Requirements: Write out the material exactly, without any of its pictures.

---

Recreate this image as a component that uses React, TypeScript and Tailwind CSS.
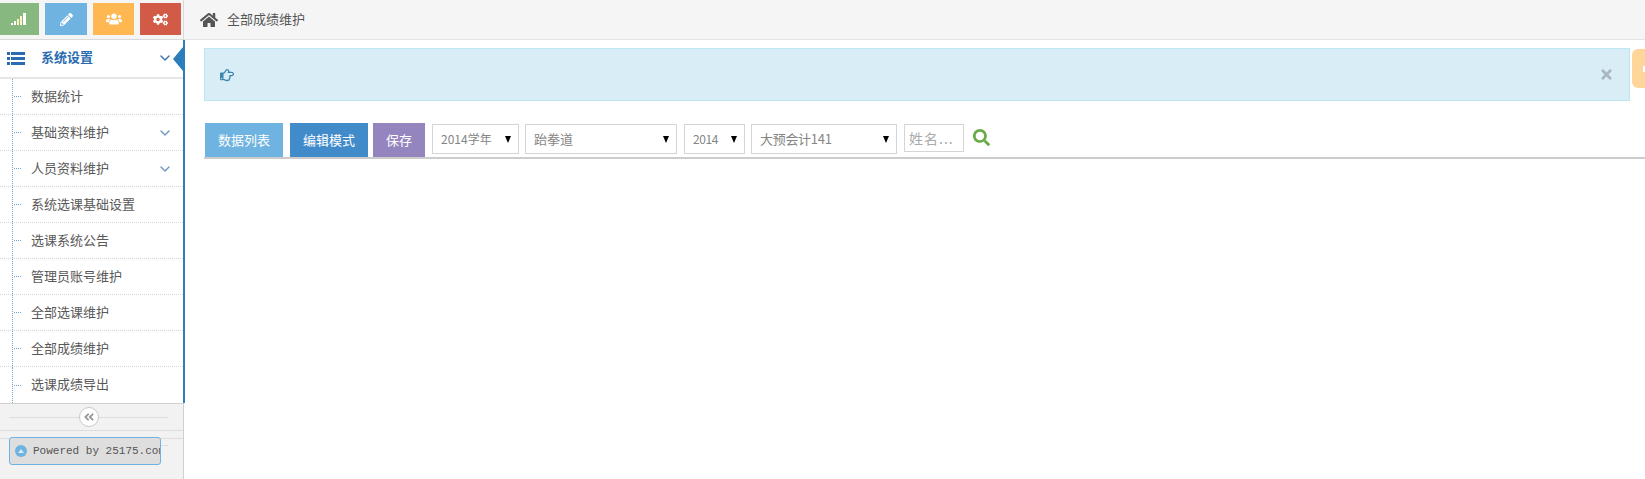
import { ChevronDown } from 'lucide-react';
import {
  FaAngleDoubleLeft,
  FaCogs,
  FaHome,
  FaPencilAlt,
  FaRegHandPointRight,
  FaSearch,
  FaTimes,
  FaUsers,
} from 'react-icons/fa';

const MENU = [
  { label: '数据统计' },
  { label: '基础资料维护', sub: true },
  { label: '人员资料维护', sub: true },
  { label: '系统选课基础设置' },
  { label: '选课系统公告' },
  { label: '管理员账号维护' },
  { label: '全部选课维护' },
  { label: '全部成绩维护' },
  { label: '选课成绩导出' },
];

function Arrow() {
  return <span className="h-0 w-0 border-x-[3.5px] border-t-[7px] border-x-transparent border-t-black" />;
}

function SignalIcon() {
  return (
    <svg width="15" height="12" viewBox="0 0 15 12" fill="#fff">
      <rect x="0" y="10" width="2" height="2" />
      <rect x="3" y="8" width="2" height="4" />
      <rect x="6" y="6" width="2" height="6" fill="#fdf3c8" />
      <rect x="9" y="3" width="2" height="9" fill="#fdf3c8" />
      <rect x="12" y="0" width="3" height="12" />
    </svg>
  );
}

function ListIcon() {
  return (
    <svg width="18" height="13" viewBox="0 0 18 13" fill="#2b6cb0">
      <rect x="0" y="0" width="3" height="3" />
      <rect x="4" y="0" width="14" height="3" />
      <rect x="0" y="5" width="3" height="3" />
      <rect x="4" y="5" width="14" height="3" />
      <rect x="0" y="10" width="3" height="3" />
      <rect x="4" y="10" width="14" height="3" />
    </svg>
  );
}

function Select({ label, className }: { label: string; className: string }) {
  return (
    <div className={`flex h-[30px] items-center justify-between border border-[#d5d5d5] bg-white pl-[8px] pr-[7px] text-[#858585] ${className}`}>
      <span>{label}</span>
      <Arrow />
    </div>
  );
}

function Sidebar() {
  return (
    <aside className="flex w-[185px] shrink-0 flex-col">
      {/* 快捷按钮 */}
      <div className="flex h-[40px] w-[184px] gap-[6px] overflow-hidden border-b border-r border-[#d9d9d9] bg-[#f5f5f5] pt-[3px]">
        <div className="-ml-[3px] flex h-[32px] w-[42px] items-center justify-center bg-[#87b87f]"><SignalIcon /></div>
        <div className="flex h-[32px] w-[42px] items-center justify-center bg-[#6fb3e0] text-[13px] text-white"><FaPencilAlt /></div>
        <div className="flex h-[32px] w-[41px] items-center justify-center bg-[#ffb752] text-[16px] text-white"><FaUsers /></div>
        <div className="flex h-[32px] w-[41px] items-center justify-center bg-[#d15b47] text-[15px] text-white"><FaCogs /></div>
      </div>

      <div className="border-r-[2px] border-[#2b7dbc] bg-white">
        {/* 当前菜单 */}
        <div className="flex h-[39px] items-center border-b-2 border-[#e5e5e5] pl-[7px] pr-[3px]">
          <ListIcon />
          <span className="mb-[4px] ml-[16px] text-[13px] font-bold text-[#2b6cb0]">系统设置</span>
          <ChevronDown size={16} strokeWidth={2} className="mb-[2px] ml-auto text-[#3a6fb0]" />
          <span className="-mr-[3px] h-0 w-0 border-y-[12px] border-r-[10px] border-y-transparent border-r-[#2b7dbc]" />
        </div>
        {MENU.map((item) => (
          <div key={item.label} className="flex h-[36px] items-stretch border-b border-dotted border-[#d5d5d5] pr-[10px] text-[13px] text-[#585858] last:border-b-0">
            <div className="ml-[12px] flex w-[19px] items-center border-l border-dotted border-[#6fa3d0]">
              <span className="ml-[1px] w-[7px] border-t border-dotted border-[#6fa3d0]" />
            </div>
            <span className="mb-[2px] self-center">{item.label}</span>
            {item.sub && <ChevronDown size={16} strokeWidth={2} className="ml-auto self-center text-[#6f94bf]" />}
          </div>
        ))}
      </div>

      {/* 折叠按钮 + 底部 */}
      <div className="w-[184px] flex-1 border-r border-t border-[#d0d0d0] bg-[#f2f2f2]">
        <div className="flex h-[27px] items-center border-b border-[#dddddd] pl-[9px] pr-[15px]">
          <span className="flex-1 border-t border-[#dddddd]" />
          <span className="flex h-[20px] w-[20px] items-center justify-center rounded-full border border-[#c8c8c8] bg-white text-[12px] text-[#9a9a9a]">
            <FaAngleDoubleLeft />
          </span>
          <span className="flex-1 border-t border-[#dddddd]" />
        </div>
        <div className="mt-[7px] flex items-start border-t border-[#dddddd]">
          <div className="-mt-[2px] ml-[9px] flex h-[28px] w-[152px] items-center overflow-hidden whitespace-nowrap rounded-[3px] border border-[#6fb3e0] bg-[#dedede] pl-[5px] font-['Liberation_Mono',monospace] text-[11px] text-[#555]">
            <span className="mr-[6px] flex h-[12px] w-[12px] shrink-0 items-center justify-center rounded-full bg-[#6fb3e0]">
              <span className="h-0 w-0 border-x-[3px] border-b-[4px] border-x-transparent border-b-[#dbe9f5]" />
            </span>
            Powered by 25175.com
          </div>
          <span className="mt-[6px] w-[7px] border-t border-[#dddddd]" />
        </div>
      </div>
    </aside>
  );
}

export default function App() {
  return (
    <div className="flex h-[479px] w-[1645px] overflow-hidden bg-white font-['Noto_Sans_CJK_SC','Noto_Sans',sans-serif]">
      <Sidebar />
      <main className="min-w-0 flex-1">
        {/* 面包屑 */}
        <div className="-ml-px flex h-[40px] items-center border-b border-[#e5e5e5] bg-[#f5f5f5] pl-[16px] text-[13px] text-[#555]">
          <FaHome className="text-[18px] text-[#555]" />
          <span className="mb-[2px] ml-[9px]">全部成绩维护</span>
        </div>

        {/* 提示 */}
        <div className="mt-[8px] flex items-start gap-[2px] pl-[19px]">
          <div className="flex h-[53px] w-[1426px] shrink-0 items-center justify-between border border-[#bce8f1] bg-[#d9edf7] pl-[15px] pr-[15px]">
            <FaRegHandPointRight className="text-[14px] text-[#3a87ad]" />
            <FaTimes className="text-[15px] text-[#a9b8c0]" />
          </div>
          <div className="mt-px flex h-[39px] w-[40px] shrink-0 items-center rounded-[6px] bg-[#ffd699] pl-[11px]">
            <span className="h-[6px] w-[4px] bg-white" />
          </div>
        </div>

        {/* 工具栏 */}
        <div className="ml-[19px] mt-[22px] flex h-[36px] items-start border-b-[2px] border-[#cccccc] pl-px">
          <button className="h-[34px] w-[78px] bg-[#6fb3e0] text-[13px] text-white">数据列表</button>
          <button className="ml-[7px] h-[34px] w-[78px] bg-[#428bca] text-[13px] text-white">编辑模式</button>
          <button className="ml-[5px] h-[34px] w-[52px] bg-[#9585bf] text-[13px] text-white">保存</button>
          <Select label="2014学年" className="ml-[7px] mt-px w-[87px] text-[12px]" />
          <Select label="跆拳道" className="ml-[6px] mt-px w-[152px] text-[13px]" />
          <Select label="2014" className="ml-[7px] mt-px w-[61px] text-[12px] tracking-[-0.4px]" />
          <Select label="大预会计141" className="ml-[6px] mt-px w-[146px] text-[13px] tracking-[-0.3px]" />
          <input
            placeholder="姓名..."
            className="ml-[7px] mt-px h-[28px] w-[60px] border border-[#d5d5d5] pl-[4px] text-[14px] tracking-[1px] placeholder:text-[#aaaaaa]"
          />
          <FaSearch className="ml-[9px] mt-[6px] text-[17px] text-[#69aa46]" />
        </div>
      </main>
    </div>
  );
}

---

Task result:
Recreate this image as a component that uses React, TypeScript and Tailwind CSS.
import { ChevronDown } from 'lucide-react';
import {
  FaAngleDoubleLeft,
  FaCogs,
  FaHome,
  FaPencilAlt,
  FaRegHandPointRight,
  FaSearch,
  FaTimes,
  FaUsers,
} from 'react-icons/fa';

const MENU = [
  { label: '数据统计' },
  { label: '基础资料维护', sub: true },
  { label: '人员资料维护', sub: true },
  { label: '系统选课基础设置' },
  { label: '选课系统公告' },
  { label: '管理员账号维护' },
  { label: '全部选课维护' },
  { label: '全部成绩维护' },
  { label: '选课成绩导出' },
];

function Arrow() {
  return <span className="h-0 w-0 border-x-[3.5px] border-t-[7px] border-x-transparent border-t-black" />;
}

function SignalIcon() {
  return (
    <svg width="15" height="12" viewBox="0 0 15 12" fill="#fff">
      <rect x="0" y="10" width="2" height="2" />
      <rect x="3" y="8" width="2" height="4" />
      <rect x="6" y="6" width="2" height="6" fill="#fdf3c8" />
      <rect x="9" y="3" width="2" height="9" fill="#fdf3c8" />
      <rect x="12" y="0" width="3" height="12" />
    </svg>
  );
}

function ListIcon() {
  return (
    <svg width="18" height="13" viewBox="0 0 18 13" fill="#2b6cb0">
      <rect x="0" y="0" width="3" height="3" />
      <rect x="4" y="0" width="14" height="3" />
      <rect x="0" y="5" width="3" height="3" />
      <rect x="4" y="5" width="14" height="3" />
      <rect x="0" y="10" width="3" height="3" />
      <rect x="4" y="10" width="14" height="3" />
    </svg>
  );
}

function Select({ label, className }: { label: string; className: string }) {
  return (
    <div className={`flex h-[30px] items-center justify-between border border-[#d5d5d5] bg-white pl-[8px] pr-[7px] text-[#858585] ${className}`}>
      <span>{label}</span>
      <Arrow />
    </div>
  );
}

function Sidebar() {
  return (
    <aside className="flex w-[185px] shrink-0 flex-col">
      {/* 快捷按钮 */}
      <div className="flex h-[40px] w-[184px] gap-[6px] overflow-hidden border-b border-r border-[#d9d9d9] bg-[#f5f5f5] pt-[3px]">
        <div className="-ml-[3px] flex h-[32px] w-[42px] items-center justify-center bg-[#87b87f]"><SignalIcon /></div>
        <div className="flex h-[32px] w-[42px] items-center justify-center bg-[#6fb3e0] text-[13px] text-white"><FaPencilAlt /></div>
        <div className="flex h-[32px] w-[41px] items-center justify-center bg-[#ffb752] text-[16px] text-white"><FaUsers /></div>
        <div className="flex h-[32px] w-[41px] items-center justify-center bg-[#d15b47] text-[15px] text-white"><FaCogs /></div>
      </div>

      <div className="border-r-[2px] border-[#2b7dbc] bg-white">
        {/* 当前菜单 */}
        <div className="flex h-[39px] items-center border-b-2 border-[#e5e5e5] pl-[7px] pr-[3px]">
          <ListIcon />
          <span className="mb-[4px] ml-[16px] text-[13px] font-bold text-[#2b6cb0]">系统设置</span>
          <ChevronDown size={16} strokeWidth={2} className="mb-[2px] ml-auto text-[#3a6fb0]" />
          <span className="-mr-[3px] h-0 w-0 border-y-[12px] border-r-[10px] border-y-transparent border-r-[#2b7dbc]" />
        </div>
        {MENU.map((item) => (
          <div key={item.label} className="flex h-[36px] items-stretch border-b border-dotted border-[#d5d5d5] pr-[10px] text-[13px] text-[#585858] last:border-b-0">
            <div className="ml-[12px] flex w-[19px] items-center border-l border-dotted border-[#6fa3d0]">
              <span className="ml-[1px] w-[7px] border-t border-dotted border-[#6fa3d0]" />
            </div>
            <span className="mb-[2px] self-center">{item.label}</span>
            {item.sub && <ChevronDown size={16} strokeWidth={2} className="ml-auto self-center text-[#6f94bf]" />}
          </div>
        ))}
      </div>

      {/* 折叠按钮 + 底部 */}
      <div className="w-[184px] flex-1 border-r border-t border-[#d0d0d0] bg-[#f2f2f2]">
        <div className="flex h-[27px] items-center border-b border-[#dddddd] pl-[9px] pr-[15px]">
          <span className="flex-1 border-t border-[#dddddd]" />
          <span className="flex h-[20px] w-[20px] items-center justify-center rounded-full border border-[#c8c8c8] bg-white text-[12px] text-[#9a9a9a]">
            <FaAngleDoubleLeft />
          </span>
          <span className="flex-1 border-t border-[#dddddd]" />
        </div>
        <div className="mt-[7px] flex items-start border-t border-[#dddddd]">
          <div className="-mt-[2px] ml-[9px] flex h-[28px] w-[152px] items-center overflow-hidden whitespace-nowrap rounded-[3px] border border-[#6fb3e0] bg-[#dedede] pl-[5px] font-['Liberation_Mono',monospace] text-[11px] text-[#555]">
            <span className="mr-[6px] flex h-[12px] w-[12px] shrink-0 items-center justify-center rounded-full bg-[#6fb3e0]">
              <span className="h-0 w-0 border-x-[3px] border-b-[4px] border-x-transparent border-b-[#dbe9f5]" />
            </span>
            Powered by 25175.com
          </div>
          <span className="mt-[6px] w-[7px] border-t border-[#dddddd]" />
        </div>
      </div>
    </aside>
  );
}

export default function App() {
  return (
    <div className="flex h-[479px] w-[1645px] overflow-hidden bg-white font-['Noto_Sans_CJK_SC','Noto_Sans',sans-serif]">
      <Sidebar />
      <main className="min-w-0 flex-1">
        {/* 面包屑 */}
        <div className="-ml-px flex h-[40px] items-center border-b border-[#e5e5e5] bg-[#f5f5f5] pl-[16px] text-[13px] text-[#555]">
          <FaHome className="text-[18px] text-[#555]" />
          <span className="mb-[2px] ml-[9px]">全部成绩维护</span>
        </div>

        {/* 提示 */}
        <div className="mt-[8px] flex items-start gap-[2px] pl-[19px]">
          <div className="flex h-[53px] w-[1426px] shrink-0 items-center justify-between border border-[#bce8f1] bg-[#d9edf7] pl-[15px] pr-[15px]">
            <FaRegHandPointRight className="text-[14px] text-[#3a87ad]" />
            <FaTimes className="text-[15px] text-[#a9b8c0]" />
          </div>
          <div className="mt-px flex h-[39px] w-[40px] shrink-0 items-center rounded-[6px] bg-[#ffd699] pl-[11px]">
            <span className="h-[6px] w-[4px] bg-white" />
          </div>
        </div>

        {/* 工具栏 */}
        <div className="ml-[19px] mt-[22px] flex h-[36px] items-start border-b-[2px] border-[#cccccc] pl-px">
          <button className="h-[34px] w-[78px] bg-[#6fb3e0] text-[13px] text-white">数据列表</button>
          <button className="ml-[7px] h-[34px] w-[78px] bg-[#428bca] text-[13px] text-white">编辑模式</button>
          <button className="ml-[5px] h-[34px] w-[52px] bg-[#9585bf] text-[13px] text-white">保存</button>
          <Select label="2014学年" className="ml-[7px] mt-px w-[87px] text-[12px]" />
          <Select label="跆拳道" className="ml-[6px] mt-px w-[152px] text-[13px]" />
          <Select label="2014" className="ml-[7px] mt-px w-[61px] text-[12px] tracking-[-0.4px]" />
          <Select label="大预会计141" className="ml-[6px] mt-px w-[146px] text-[13px] tracking-[-0.3px]" />
          <input
            placeholder="姓名..."
            className="ml-[7px] mt-px h-[28px] w-[60px] border border-[#d5d5d5] pl-[4px] text-[14px] tracking-[1px] placeholder:text-[#aaaaaa]"
          />
          <FaSearch className="ml-[9px] mt-[6px] text-[17px] text-[#69aa46]" />
        </div>
      </main>
    </div>
  );
}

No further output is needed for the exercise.